- Motto: "Unity and Strength"
- Location of the Republic of Benin in red, with Biafra in striped red and Nigeria in dark gray.
- Status: Puppet state of Biafra
- Capital: Benin City
- Common languages: English (official) French · Edo · Igbo · Ijaw · Urhobo
- Government: Republic
- • 1967: Albert Nwazu Okonkwo
- Historical era: Nigerian Civil War
- • Established: 19 September 1967
- • Disestablished: 20 September 1967

Population
- • 1967: approx. 3,000,000
- Currency: Biafran pound Nigerian pound
| Preceded by | Succeeded by |
| / Biafra | Nigeria / |

= Republic of Benin (1967) =

Former country in West Africa

The Republic of Benin (Ripọblik du Benin; République du Bénin) was a short-lived unrecognized secessionist state in West Africa that existed for seven hours in 1967. It was established on 19 September 1967 during the Nigerian Civil War as a puppet state of Biafra, following its occupation of Nigeria's Mid-Western Region, and named after its capital, Benin City, with Albert Nwazu Okonkwo as its head of government.
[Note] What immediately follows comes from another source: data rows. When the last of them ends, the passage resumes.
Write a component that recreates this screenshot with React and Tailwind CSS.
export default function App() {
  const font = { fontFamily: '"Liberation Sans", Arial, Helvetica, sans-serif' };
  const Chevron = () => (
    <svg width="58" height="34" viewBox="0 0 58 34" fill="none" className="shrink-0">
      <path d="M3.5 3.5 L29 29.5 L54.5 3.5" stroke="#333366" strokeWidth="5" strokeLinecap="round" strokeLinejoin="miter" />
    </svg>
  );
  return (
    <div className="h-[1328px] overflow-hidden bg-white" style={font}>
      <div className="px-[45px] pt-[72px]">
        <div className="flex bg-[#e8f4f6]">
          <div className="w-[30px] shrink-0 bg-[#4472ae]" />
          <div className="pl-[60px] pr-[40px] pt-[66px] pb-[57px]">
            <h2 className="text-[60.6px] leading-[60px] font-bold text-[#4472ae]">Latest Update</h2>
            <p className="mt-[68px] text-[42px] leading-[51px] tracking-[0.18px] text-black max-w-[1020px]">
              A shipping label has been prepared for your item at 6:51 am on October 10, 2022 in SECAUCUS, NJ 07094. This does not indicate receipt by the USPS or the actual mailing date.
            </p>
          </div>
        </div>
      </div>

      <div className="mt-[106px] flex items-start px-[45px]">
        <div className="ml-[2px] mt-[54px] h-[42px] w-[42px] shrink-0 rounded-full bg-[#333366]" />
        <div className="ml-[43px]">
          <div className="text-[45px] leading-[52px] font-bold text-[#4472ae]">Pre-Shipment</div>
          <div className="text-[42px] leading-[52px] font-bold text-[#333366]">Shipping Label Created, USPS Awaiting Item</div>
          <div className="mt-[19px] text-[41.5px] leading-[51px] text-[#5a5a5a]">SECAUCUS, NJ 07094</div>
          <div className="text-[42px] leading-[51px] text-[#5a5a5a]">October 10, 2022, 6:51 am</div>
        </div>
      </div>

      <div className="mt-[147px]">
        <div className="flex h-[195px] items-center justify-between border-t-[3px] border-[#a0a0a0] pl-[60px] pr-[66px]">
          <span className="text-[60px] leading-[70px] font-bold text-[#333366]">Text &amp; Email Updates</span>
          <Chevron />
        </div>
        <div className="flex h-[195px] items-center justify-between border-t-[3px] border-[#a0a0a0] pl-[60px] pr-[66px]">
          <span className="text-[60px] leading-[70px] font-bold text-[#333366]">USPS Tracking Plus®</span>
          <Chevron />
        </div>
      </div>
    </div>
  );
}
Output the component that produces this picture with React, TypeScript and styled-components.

The new state was an attempt by Biafra to prevent non-Igbo residents of the neighbouring Mid-Western Region from siding with Nigeria following regional ethnic tensions early in the war. The Republic of Benin was officially declared even as the Nigerian federal forces were reconquering the region and ended the following day as they entered Benin City. The occupation of the Mid-Western Region turned residents against the secessionist cause and was used by the Nigerian government as justification to escalate the war against Biafra.

==Background and prelude==
In the lead-up to the Nigerian Civil War, residents of the ethnically diverse Mid-Western Region attempted to take a neutral position. Shortly before Biafra announced its secession from Nigeria, leaders in the Mid-Western Region sponsored a peace conference near Benin City, and officials refused to permit Nigerian federal troops to invade Biafra through the region. In August 1967, Biafran forces occupied the Mid-Western Region and took control of the regional government, with American-educated doctor Albert Okonkwo as the new head of government under the title governor. Initially, the Igbo population welcomed Biafran control, while non-Igbos generally were unhappy but decided to wait for the restoration of federal control rather than resist. Initial relations between the new administration and non-Igbos were peaceful but uneasy. To improve relations, Okonkwo's administration saturated homes and streets with news from the Biafran position. However, the mass media campaign began to fill the state with news about the oppression of the Igbo in Nigeria, and as the days passed, only increased the region's ethnic divide. The endless public relations campaign destroyed non-Igbo sympathy for the pro-Biafran secessionist cause instead of converting them to outright support, with most adopting neutral or pro-Nigerian sympathies.

As relations between the occupational government and non-Igbos continued to deteriorate, Biafran President C. Odumegwu Ojukwu visited the Mid-Western Region to raise support and met with leaders of the previously banned National Convention of Nigerian Citizens (NCNC). Although the visit prompted increased support among former NCNC partisans, their former intra-party discord reawakened. At the same time NCNC partisans began to clash with supporters of other parties. The non-Igbo rejection of the invasion was solidified. As Okonkwo's administration continued to lose the support of the Mid-Western Region's populace, they became desperate.

== Proclamation ==
On 19 September 1967, the Biafrans rebranded the region by proclaiming the Republic of Benin, an independent state separate from Biafra, as a last-ditch effort. It was believed that even if it could not win non-Igbo support, the new state might at least physically divide Biafra from the Nigerian federal forces. Citing the deaths of Mid-Western residents in the northern riots and the region's antebellum support for a confederate government in Nigeria, Okonkwo declared that the Republic of Benin would support Biafra in all causes and would participate in organisations such as the Commonwealth of Nations and the Organisation of African Unity. However, Okonkwo and other officials had discussed an independence declaration two weeks earlier on 5 September without coming to an agreement, and the announcement was recorded in a short lull as he and his military forces retreated in the face of a federal government military advance.

Later in the same day, government troops reached Benin City, the Republic of Benin's capital city, and the British high commissioner reported crowds lining the streets to celebrate the reconquest. Meanwhile, Biafran President Ojukwu offered no comment on the declaration, concentrating instead on Biafran soldiers' failure to stop the government's advance. Biafra had won limited recognition from some foreign states, but all gains were unrelated to the proclamation of Benin. The Biafran occupation of the Mid-Western Region failed to achieve its objectives and severely damaged domestic support for the secessionist cause among non-Igbos, and was perceived by the Nigerian federal government as justification to escalate the minor conflict into full-fledged war.